Summit Therapeutics has been awarded the Barda Contract worth up to $62M (€52M) to continue to the development of a new antibiotic for hospital-acquired infections.
Summit Therapeutics, a biopharma company operating in the UK and US, has received the Barda Contract, designed to counter public health emergencies. In this case, the money will help to fight antimicrobial resistance and hospital-acquired infections by supporting the clinical and regulatory development of ridinilazole, a new treatment for Clostridium difficile infections.
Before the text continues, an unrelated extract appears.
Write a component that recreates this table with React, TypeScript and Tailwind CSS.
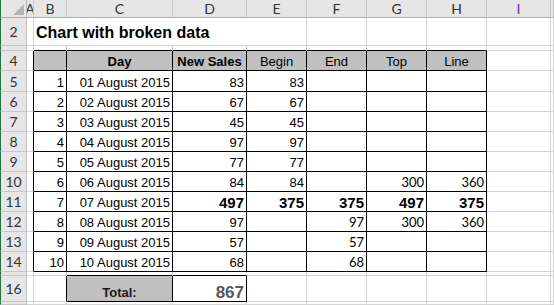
import { Fragment } from "react";

type Kind = "arial" | "bold" | "big" | "calibri" | "total" | "sum" | "head";

type Cell = {
  text: string;
  align?: "left" | "center" | "right";
  kind?: Kind;
  fill?: boolean;
};

const COLS = ["A", "B", "C", "D", "E", "F", "G", "H", "I", "J"];
const ROWS = [2, 3, 4, 5, 6, 7, 8, 9, 10, 11, 12, 13, 14, 15, 16, 17];

const days = [
  { sales: "83", begin: "83" },
  { sales: "67", begin: "67" },
  { sales: "45", begin: "45" },
  { sales: "97", begin: "97" },
  { sales: "77", begin: "77" },
  { sales: "84", begin: "84", top: "300", line: "360" },
  { sales: "497", begin: "375", end: "375", top: "497", line: "375", bold: true },
  { sales: "97", end: "97", top: "300", line: "360" },
  { sales: "57", end: "57" },
  { sales: "68", end: "68" },
];

const cells: Record<string, Cell> = {
  "4B": { text: "", fill: true },
  "4C": { text: "Day", align: "center", kind: "head", fill: true },
  "4D": { text: "New Sales", align: "center", kind: "head", fill: true },
  "4E": { text: "Begin", align: "center", fill: true },
  "4F": { text: "End", align: "center", fill: true },
  "4G": { text: "Top", align: "center", fill: true },
  "4H": { text: "Line", align: "center", fill: true },
  "16C": { text: "Total:", align: "center", kind: "total", fill: true },
  "16D": { text: "867", align: "right", kind: "sum" },
};

days.forEach((d, i) => {
  const r = i + 5;
  const n = String(i + 1).padStart(2, "0");
  const num: Kind = d.bold ? "big" : "arial";
  cells[`${r}B`] = { text: String(i + 1), align: "right" };
  cells[`${r}C`] = { text: `${n} August 2015`, align: "right" };
  cells[`${r}D`] = { text: d.sales, align: "right", kind: num };
  if (d.begin) cells[`${r}E`] = { text: d.begin, align: "right", kind: num };
  if (d.end) cells[`${r}F`] = { text: d.end, align: "right", kind: d.bold ? "big" : "calibri" };
  if (d.top) cells[`${r}G`] = { text: d.top, align: "right", kind: d.bold ? "big" : "calibri" };
  if (d.line) cells[`${r}H`] = { text: d.line, align: "right", kind: d.bold ? "big" : "calibri" };
});

const inTable = (r: number, c: number) =>
  (r >= 4 && r <= 14 && c >= 1 && c <= 7) || (r === 16 && (c === 2 || c === 3));

const kindClass: Record<Kind, string> = {
  arial: "text-[13px] text-black",
  head: "text-[13px] font-bold text-black",
  big: "text-[15px] font-bold text-black",
  calibri: "font-['Lato',sans-serif] text-[13px] text-black",
  total: "text-[13px] font-bold text-[#1a1a1a]",
  sum: "text-[17px] font-bold text-[#595959]",
};

const alignClass = {
  left: "justify-start pl-[2px]",
  center: "justify-center",
  right: "justify-end pr-[2px]",
};

function SheetCell({ r, c }: { r: number; c: number }) {
  const key = `${r}${COLS[c]}`;
  const cell = cells[key];
  const rightBlack = inTable(r, c) || inTable(r, c + 1);
  const bottomBlack = inTable(r, c) || inTable(r + 1, c);
  return (
    <div
      className={[
        "flex items-end overflow-hidden whitespace-nowrap border-r border-b pb-[1px] leading-[15px]",
        rightBlack ? "border-r-black" : "border-r-[#d4d4d4]",
        bottomBlack ? "border-b-black" : "border-b-[#d4d4d4]",
        cell?.fill ? "bg-[#c0c0c0]" : "bg-white",
        alignClass[cell?.align ?? "left"],
        kindClass[cell?.kind ?? "arial"],
      ].join(" ")}
    >
      {cell?.text}
    </div>
  );
}

export default function App() {
  return (
    <div className="grid h-[305px] w-[554px] grid-cols-[27px_7px_33px_106px_74px_60px_60px_60px_60px_64px_1fr] grid-rows-[18px_28px_5px_20px_21px_repeat(9,20px)_4px_26px_1fr] overflow-hidden bg-white font-['Liberation_Sans',Arial,sans-serif]">
      {/* corner + column letters */}
      <div className="flex items-end justify-end border-l border-r border-b border-l-[#217346] border-r-[#bdbdbd] border-b-[#ababab] bg-[#e6e6e6] p-[2px]">
        <svg width="11" height="11" viewBox="0 0 11 11">
          <polygon points="11,0 11,11 0,11" fill="#b4b4b4" />
        </svg>
      </div>
      {COLS.map((l) => (
        <div
          key={l}
          className={`flex items-center justify-center overflow-hidden border-r border-b border-r-[#c6c6c6] border-b-[#ababab] bg-[#e6e6e6] font-['Lato',sans-serif] text-[14px] ${
            l === "I" ? "text-[#7030a0]" : "text-[#333]"
          }`}
        >
          {l === "J" ? "" : l}
        </div>
      ))}

      {ROWS.map((r) => (
        <Fragment key={r}>
          <div className="flex items-center justify-center overflow-hidden border-l border-r border-b border-l-[#217346] border-r-[#bdbdbd] border-b-[#c6c6c6] bg-[#e6e6e6] font-['Lato',sans-serif] text-[14px] text-[#333]">
            {r === 3 || r === 15 || r === 17 ? "" : r}
          </div>
          {r === 2 ? (
            <>
              <SheetCell r={2} c={0} />
              <div className="col-span-3 flex items-end whitespace-nowrap border-b border-b-[#d4d4d4] pb-[3px] pl-[2px] text-[16px] font-bold leading-[18px] text-black">
                Chart with broken data
              </div>
              {[4, 5, 6, 7, 8, 9].map((c) => (
                <SheetCell key={c} r={2} c={c} />
              ))}
            </>
          ) : (
            COLS.map((_, c) => <SheetCell key={c} r={r} c={c} />)
          )}
        </Fragment>
      ))}
    </div>
  );
}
Currently, C. difficile is responsible for 8% of all hospital-acquired infections, and almost 4,000 deaths in Europe annually.
Summit will initially receive $32B (€26B) to fund regulatory approval for a Phase III study and begin patient enrollment. An extra $30B (€25B) will become available if they meet performance-related targets, for example, 2 planned Phase III clinical trials and the submission of a marketing application in the US.
Ridinilazole is a highly selective small molecule antibiotic. Its narrow spectrum of activity is hugely beneficial as it leaves the helpful bacteria living in our guts unharmed. In a Phase II study, it outperformed vancomycin by substantially reducing rates of disease recurrence while preserving the microbiome. Its exact mechanism of action is not yet known. However, discovering how it specifically targets C. difficile and leaves the gut flora untouched would be very useful in this field.
Symptoms of a Clostridium difficile infection.
The discovery of new antibiotics is not too enticing to big pharma due to the speed at which bacteria develop resistance – meaning new products could have a limited lifetime. One alternative is a bacteriophage, a virus that infects and kills bacteria with high specificity. The University of Leicester, in collaboration with California-based biotech AmphliPhi, demonstrated the efficacy of these against C. difficile.
Although news of ridinilazole performing so well in clinical studies is great to hear, we cannot ignore the reason we are so desperately looking for new antibiotics. Despite the efforts of companies such as Basilea, AiCuris, and Curetis, resistance to antibiotics is growing at a rate that we cannot keep up with, and resistant infections kill around 700,000 people each year.
But, Summit is confident that it is onto a winner, with Glyn Edwards, CEO, saying: “BARDA’s selection of ridinilazole for an award is testament to ridinilazole’s promising clinical and preclinical data package that indicate its potential as a front-line treatment of CDI that could reduce recurrent disease.” Fingers crossed that is the case.